In this lesson, your tutor will help you go over this topic: body movements. First, go over the following vocabulary and expressions with your tutor. Read the word/expression and definition out loud, and your tutor will go over anything you do not understand. Practice creating a sentence or two to make sure you know how to use the word/expression properly.

Vocabulary/ Expressions

stretch (v) to move your arms, legs, and other body parts
When I get up in the morning, I always stretch my arms and legs.
bend (v) to move your body so it’s not straight
Sometimes people bend at the waist to exercise.
crawl (v) to move on your hands and knees
I had to crawl through the hole.
jump (v) to push your body upward into the air or over something
Can you jump over the water
wave (v) to raise your hand and move it side to side
I had to wave my hand to get your attention.
lean (v) to move the top part of the body in one direction or against something
Lean your head back and rest.
catch (v) to use your hands to stop and hold something
Are you ready to catch the ball?
throw (v) to send something through the air with your hand
Throw the ball to me.
pick up (v – phrase) to grab a hold of something or remove from the floor
Pick up your pen and start writing.
put down (v – phrase) to lay an object in your hand somewhere
Put down your pen when you finish the test.

Conversation

Use the following questions as a guideline to form an interesting conversation with your tutor. Feel free to diverge from these suggestions if anything interesting comes up.

  1. Is it important to move our bodies?
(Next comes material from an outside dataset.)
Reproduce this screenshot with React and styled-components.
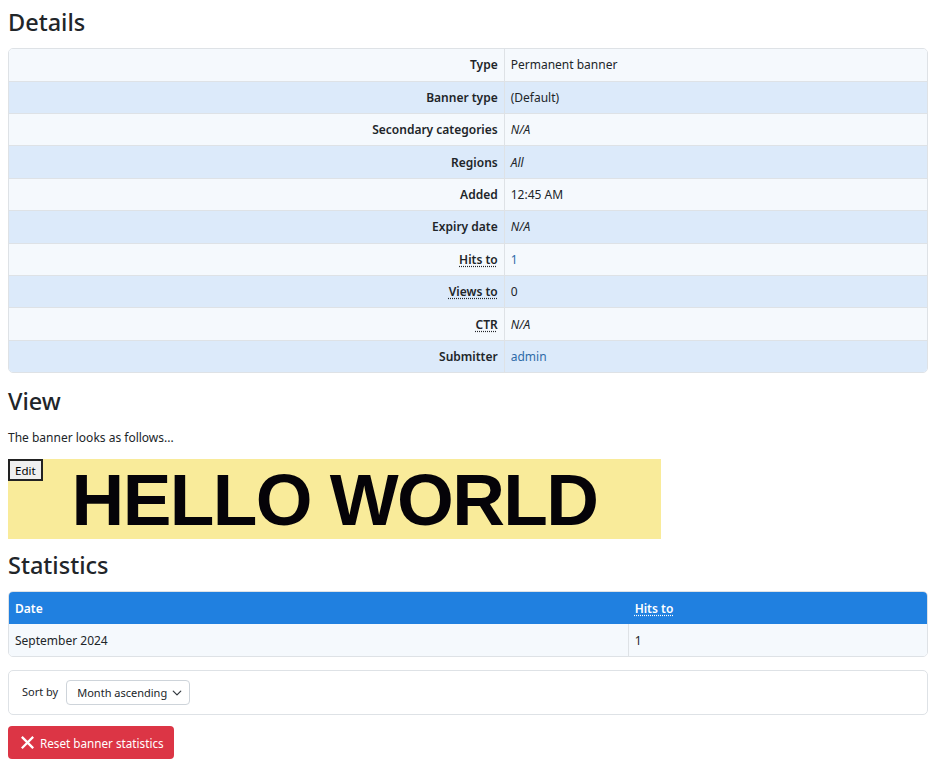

Why or why not?
  2. What are some other body movement verbs?
  3. Give me an example of someone who crawls.
  4. What are some sports where players throw?
  5. What are some things people lean on?
  6. When do people wave?
  7. When do people stretch?
  8. Tell me some things people pick up.
  9. Tell me some things people put down.
  10. When do people jump?

Wrap-up

Go over any new expressions or vocabulary that you learned today.